- _AIM_
Exact reproduction of the data is required, with images excluded.

----

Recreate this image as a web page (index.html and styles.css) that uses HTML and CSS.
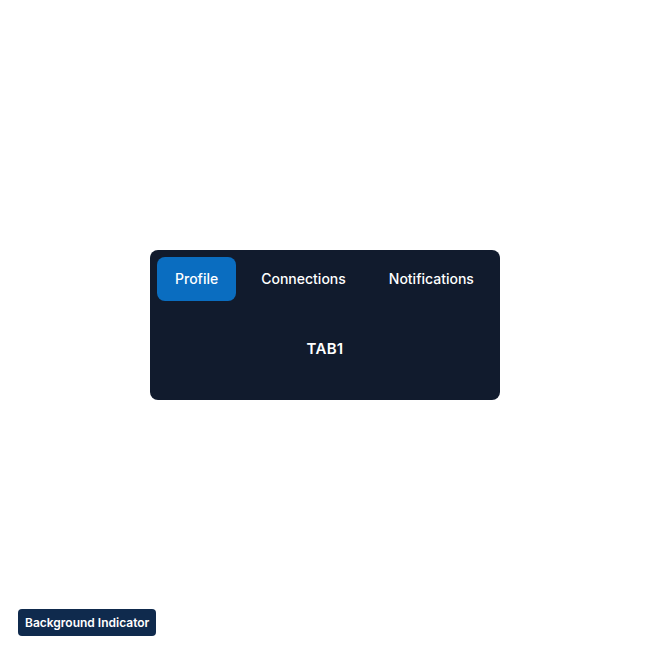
FILE: index.html
```html
<!DOCTYPE html>
<html>
<head>
<meta charset="utf-8">
<link rel="stylesheet" href="styles.css">
</head>
<body>
<main class="stage">
  <section class="tabs-card">
    <nav class="tab-list">
      <button class="tab tab-active">Profile</button>
      <button class="tab">Connections</button>
      <button class="tab">Notifications</button>
    </nav>
    <div class="tab-panel">TAB1</div>
  </section>
</main>
<div class="indicator">Background Indicator</div>
</body>
</html>
```

FILE: styles.css
```css
* { box-sizing: border-box; }
html, body { margin: 0; padding: 0; }
body {
  width: 650px;
  height: 650px;
  background: #ffffff;
  font-family: Inter, "Noto Sans", sans-serif;
  position: relative;
}
.stage {
  height: 650px;
  display: flex;
  align-items: center;
  justify-content: center;
}
.tabs-card {
  width: 350px;
  height: 150px;
  background: #111b2d;
  border-radius: 8px;
  padding: 7px;
  display: flex;
  flex-direction: column;
}
.tab-list {
  display: flex;
  gap: 7px;
}
.tab {
  border: 0;
  background: transparent;
  color: #ffffff;
  font-family: Inter, "Noto Sans", sans-serif;
  font-size: 14px;
  font-weight: 500;
  line-height: 20px;
  padding: 12px 18px;
  border-radius: 8px;
  cursor: pointer;
}
.tab-active {
  background: #0a6dc0;
}
.tab-panel {
  flex: 1;
  display: flex;
  align-items: center;
  justify-content: center;
  color: #ffffff;
  font-size: 15px;
  font-weight: 600;
  letter-spacing: 0.3px;
  padding-top: 3px;
}
.indicator {
  position: absolute;
  left: 18px;
  bottom: 14px;
  height: 27px;
  padding: 0 7px;
  display: flex;
  align-items: center;
  background: #0f2a4d;
  color: #ffffff;
  font-size: 12px;
  font-weight: 600;
  border-radius: 4px;
}
```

----

- _SOLUTION TO THIS PROBLEM_
Recreate this image as a web page (index.html and styles.css) that uses HTML and CSS.
FILE: index.html
```html
<!DOCTYPE html>
<html>
<head>
<meta charset="utf-8">
<link rel="stylesheet" href="styles.css">
</head>
<body>
<main class="stage">
  <section class="tabs-card">
    <nav class="tab-list">
      <button class="tab tab-active">Profile</button>
      <button class="tab">Connections</button>
      <button class="tab">Notifications</button>
    </nav>
    <div class="tab-panel">TAB1</div>
  </section>
</main>
<div class="indicator">Background Indicator</div>
</body>
</html>
```

FILE: styles.css
```css
* { box-sizing: border-box; }
html, body { margin: 0; padding: 0; }
body {
  width: 650px;
  height: 650px;
  background: #ffffff;
  font-family: Inter, "Noto Sans", sans-serif;
  position: relative;
}
.stage {
  height: 650px;
  display: flex;
  align-items: center;
  justify-content: center;
}
.tabs-card {
  width: 350px;
  height: 150px;
  background: #111b2d;
  border-radius: 8px;
  padding: 7px;
  display: flex;
  flex-direction: column;
}
.tab-list {
  display: flex;
  gap: 7px;
}
.tab {
  border: 0;
  background: transparent;
  color: #ffffff;
  font-family: Inter, "Noto Sans", sans-serif;
  font-size: 14px;
  font-weight: 500;
  line-height: 20px;
  padding: 12px 18px;
  border-radius: 8px;
  cursor: pointer;
}
.tab-active {
  background: #0a6dc0;
}
.tab-panel {
  flex: 1;
  display: flex;
  align-items: center;
  justify-content: center;
  color: #ffffff;
  font-size: 15px;
  font-weight: 600;
  letter-spacing: 0.3px;
  padding-top: 3px;
}
.indicator {
  position: absolute;
  left: 18px;
  bottom: 14px;
  height: 27px;
  padding: 0 7px;
  display: flex;
  align-items: center;
  background: #0f2a4d;
  color: #ffffff;
  font-size: 12px;
  font-weight: 600;
  border-radius: 4px;
}
```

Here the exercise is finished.